Hospitals have benefited from the ACA’s implementation beginning in 2012. Now, U.S. healthcare systems and health insurers are facing high stakes in the King v. Burwell Supreme Court case. If the Supreme Court rules in favor of King, many enrollees will be unable to afford their insurance as subsidies in 34 states will be ended. This year so far, 11.4 million Americans have signed up for ACA coverage, giving hospitals more paying customers and cutting the number of charity or non-paying customers receiving emergency services. If King wins, an estimated $22 billion in potential healthcare spending is at risk and could trigger insurance premiums increases with a ripple effect of all but the sickest insurers dropping their healthcare plans.
BACKGROUND: The King v. Burwell Supreme Court case challenges the IRS regulation that allows federal subsidies (tax credits) to purchase health insurance on health care exchanges in the 34 states that did not create their own health insurance marketplaces. It is estimated that the subsidies used to purchase health insurance in these 34 states cover 7 million people. King claims ACA language limits subsidies to the 14 states that have established their own exchanges. It is likely that the justices will not issue a decision until late June.

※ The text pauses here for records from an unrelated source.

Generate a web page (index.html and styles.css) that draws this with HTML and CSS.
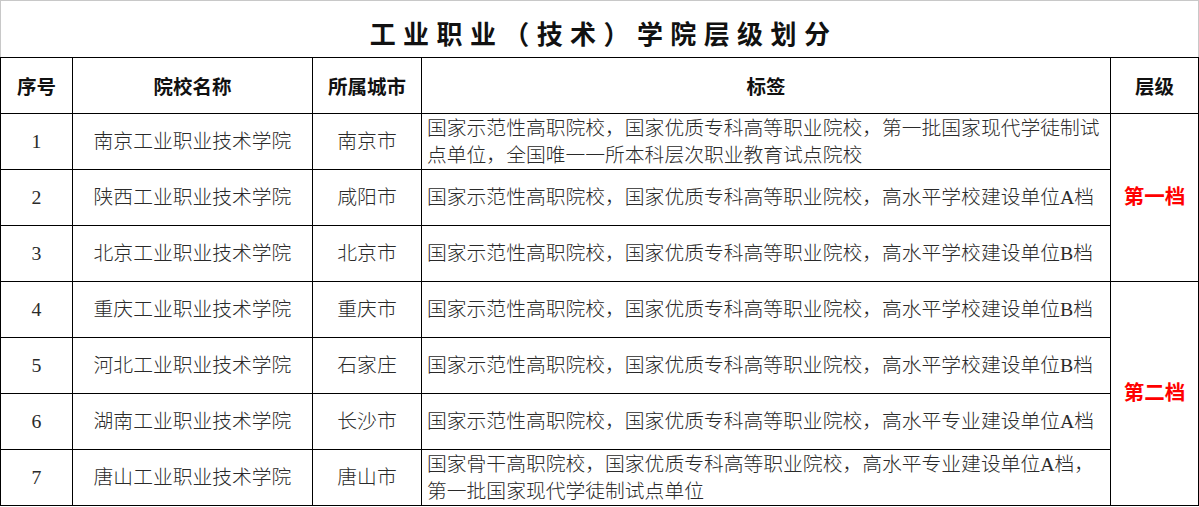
FILE: index.html
```html
<!DOCTYPE html>
<html lang="zh-CN">
<head>
<meta charset="utf-8">
<title>工业职业（技术）学院层级划分</title>
<link rel="stylesheet" href="styles.css">
</head>
<body>
<table class="sheet">
  <colgroup>
    <col class="c-no">
    <col class="c-name">
    <col class="c-city">
    <col class="c-tag">
    <col class="c-level">
  </colgroup>
  <thead>
    <tr class="title-row"><th colspan="5" class="title">工业职业（技术）学院层级划分</th></tr>
    <tr class="head-row">
      <th>序号</th><th>院校名称</th><th>所属城市</th><th>标签</th><th>层级</th>
    </tr>
  </thead>
  <tbody>
    <tr>
      <td class="ctr">1</td><td class="ctr">南京工业职业技术学院</td><td class="ctr">南京市</td>
      <td class="tag">国家示范性高职院校，国家优质专科高等职业院校，第一批国家现代学徒制试点单位，全国唯一一所本科层次职业教育试点院校</td>
      <td class="level" rowspan="3">第一档</td>
    </tr>
    <tr>
      <td class="ctr">2</td><td class="ctr">陕西工业职业技术学院</td><td class="ctr">咸阳市</td>
      <td class="tag">国家示范性高职院校，国家优质专科高等职业院校，高水平学校建设单位A档</td>
    </tr>
    <tr>
      <td class="ctr">3</td><td class="ctr">北京工业职业技术学院</td><td class="ctr">北京市</td>
      <td class="tag">国家示范性高职院校，国家优质专科高等职业院校，高水平学校建设单位B档</td>
    </tr>
    <tr>
      <td class="ctr">4</td><td class="ctr">重庆工业职业技术学院</td><td class="ctr">重庆市</td>
      <td class="tag">国家示范性高职院校，国家优质专科高等职业院校，高水平学校建设单位B档</td>
      <td class="level" rowspan="4">第二档</td>
    </tr>
    <tr>
      <td class="ctr">5</td><td class="ctr">河北工业职业技术学院</td><td class="ctr">石家庄</td>
      <td class="tag">国家示范性高职院校，国家优质专科高等职业院校，高水平学校建设单位B档</td>
    </tr>
    <tr>
      <td class="ctr">6</td><td class="ctr">湖南工业职业技术学院</td><td class="ctr">长沙市</td>
      <td class="tag">国家示范性高职院校，国家优质专科高等职业院校，高水平专业建设单位A档</td>
    </tr>
    <tr>
      <td class="ctr">7</td><td class="ctr">唐山工业职业技术学院</td><td class="ctr">唐山市</td>
      <td class="tag">国家骨干高职院校，国家优质专科高等职业院校，高水平专业建设单位A档，第一批国家现代学徒制试点单位</td>
    </tr>
  </tbody>
</table>
</body>
</html>
```

FILE: styles.css
```css
html, body {
  margin: 0;
  padding: 0;
  background: #ffffff;
}

.sheet {
  border-collapse: collapse;
  table-layout: fixed;
  width: 1198px;
  font-family: "Liberation Serif", "Noto Sans CJK SC", serif;
  color: #2a2a2a;
}

.c-no { width: 72px; }
.c-name { width: 240px; }
.c-city { width: 109px; }
.c-tag { width: 689px; }
.c-level { width: 88px; }

.sheet th,
.sheet td {
  border: 1px solid #000000;
  padding: 0;
}

.title-row th.title {
  height: 50px;
  border-top: 1px solid #c8c8c8;
  border-left: 1px solid #c8c8c8;
  border-right: 1px solid #c8c8c8;
  border-bottom: 1px solid #000000;
  font-size: 26px;
  font-weight: 700;
  letter-spacing: 7.4px;
  text-indent: 8px;
  color: #111111;
  text-align: center;
  vertical-align: middle;
  padding-top: 6px;
}

.head-row th {
  height: 55px;
  font-size: 19.5px;
  font-weight: 700;
  color: #111111;
  text-align: center;
  vertical-align: middle;
}

.sheet tbody td {
  height: 55px;
  font-size: 19.8px;
  font-weight: 300;
  line-height: 27px;
  vertical-align: middle;
}

.ctr {
  text-align: center;
}

.tag {
  text-align: left;
  padding-left: 5px !important;
  padding-right: 2px !important;
}

.level {
  text-align: center;
  color: #ff0000;
  font-weight: 700 !important;
  font-size: 20.5px !important;
}
```
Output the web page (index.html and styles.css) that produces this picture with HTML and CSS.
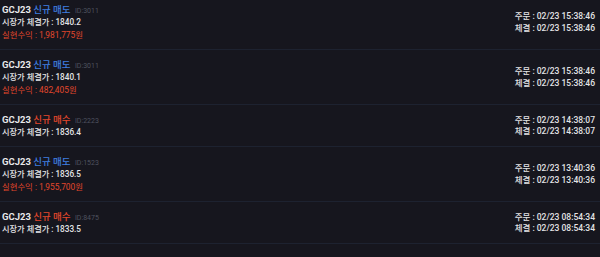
FILE: index.html
```html
<!DOCTYPE html>
<html lang="ko">
<head>
<meta charset="utf-8">
<link rel="stylesheet" href="styles.css">
</head>
<body>
<ul class="orders">
  <li class="order">
    <div class="info">
      <div class="title"><span class="sym">GCJ23</span> <span class="side sell">신규 매도</span> <span class="oid">ID:3011</span></div>
      <div class="line">시장가 체결가 : 1840.2</div>
      <div class="line pnl">실현수익 : 1,981,775원</div>
    </div>
    <div class="times"><div>주문 : 02/23 15:38:46</div><div>체결 : 02/23 15:38:46</div></div>
  </li>
  <li class="order">
    <div class="info">
      <div class="title"><span class="sym">GCJ23</span> <span class="side sell">신규 매도</span> <span class="oid">ID:3011</span></div>
      <div class="line">시장가 체결가 : 1840.1</div>
      <div class="line pnl">실현수익 : 482,405원</div>
    </div>
    <div class="times"><div>주문 : 02/23 15:38:46</div><div>체결 : 02/23 15:38:46</div></div>
  </li>
  <li class="order">
    <div class="info">
      <div class="title"><span class="sym">GCJ23</span> <span class="side buy">신규 매수</span> <span class="oid">ID:2223</span></div>
      <div class="line">시장가 체결가 : 1836.4</div>
    </div>
    <div class="times"><div>주문 : 02/23 14:38:07</div><div>체결 : 02/23 14:38:07</div></div>
  </li>
  <li class="order">
    <div class="info">
      <div class="title"><span class="sym">GCJ23</span> <span class="side sell">신규 매도</span> <span class="oid">ID:1523</span></div>
      <div class="line">시장가 체결가 : 1836.5</div>
      <div class="line pnl">실현수익 : 1,955,700원</div>
    </div>
    <div class="times"><div>주문 : 02/23 13:40:36</div><div>체결 : 02/23 13:40:36</div></div>
  </li>
  <li class="order">
    <div class="info">
      <div class="title"><span class="sym">GCJ23</span> <span class="side buy">신규 매수</span> <span class="oid">ID:8475</span></div>
      <div class="line">시장가 체결가 : 1833.5</div>
    </div>
    <div class="times"><div>주문 : 02/23 08:54:34</div><div>체결 : 02/23 08:54:34</div></div>
  </li>
</ul>
</body>
</html>
```
FILE: styles.css
```css
html, body {
  margin: 0;
  padding: 0;
  background: #16161e;
}
body {
  font-family: Roboto, "Noto Sans CJK KR", sans-serif;
  color: #e4e4e6;
  font-size: 8px;
}
.orders {
  list-style: none;
  margin: 0;
  padding: 0;
}
.order {
  display: flex;
  justify-content: space-between;
  align-items: center;
  padding: 8px 5px 7px 2px;
  border-bottom: 1px solid #1d2230;
}
.order:first-child {
  padding-top: 3px;
}
.info, .times {
  display: flex;
  flex-direction: column;
}
.title {
  height: 13px;
  line-height: 13px;
  font-size: 9.5px;
  white-space: nowrap;
}
.sym {
  font-weight: 700;
  color: #e8e8ea;
}
.side {
  font-weight: 500;
}
.sell { color: #3f7fe0; }
.buy { color: #e2472c; }
.oid {
  font-size: 7px;
  line-height: 1;
  color: #4e525e;
  margin-left: 2px;
}
.line {
  height: 13px;
  line-height: 13px;
  font-size: 8.2px;
  font-weight: 500;
}
.pnl {
  font-size: 8.4px;
  color: #e2472c;
  font-weight: 400;
}
.times {
  font-size: 8.5px;
  line-height: 11.5px;
  text-align: right;
  font-weight: 500;
}
```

The healthcare sector has navigated many challenging environments in recent years and 2015 looks to remain challenging as hospital operating margins continue to face pressure from rising costs and weaker reimbursement due to the growth of high deductible health plans and reductions in reimbursements from the federal government. The three major credit ratings agencies gave the healthcare and hospital sector a negative outlook, citing anticipated downgrades, declining operating cash flows, and on-going uncertainties surrounding the implementation of the Affordable Care Act. And if the Court rules in favor of King and the subsidies disappear, hospitals that rely on patient revenue will incur significant financial impacts.
In recent years many hospitals have exhausted the low-hanging fruit for cost-cutting. Salaries and wages are one of the largest costs of every company, and are often the most difficult to control. How will hospitals remain competitive with wages in 2015? Other industries have been forecast with economic improvement in 2015 with wage increases expected to be larger than they have been since the beginning of the recession. Small businesses are forecasting growth which means more jobs and greater competition. Compensation that lags the market and competitors can create poor employee morale, have a negative impact on customer relations, and further decline sales. If cost cutting measures are expected to impact wages and tough decisions are to be made, hospital human resources need to get out in front of it and develop an action plan. Pay and pay scales need to be reviewed and compared to current market trends to facilitate educated and informed decisions. All options need to be thoroughly explored. A good communication plan with employees is also critical. It’s up for you to set the tone for employees. The best approach is to be positive and truthful about the challenges facing your organization.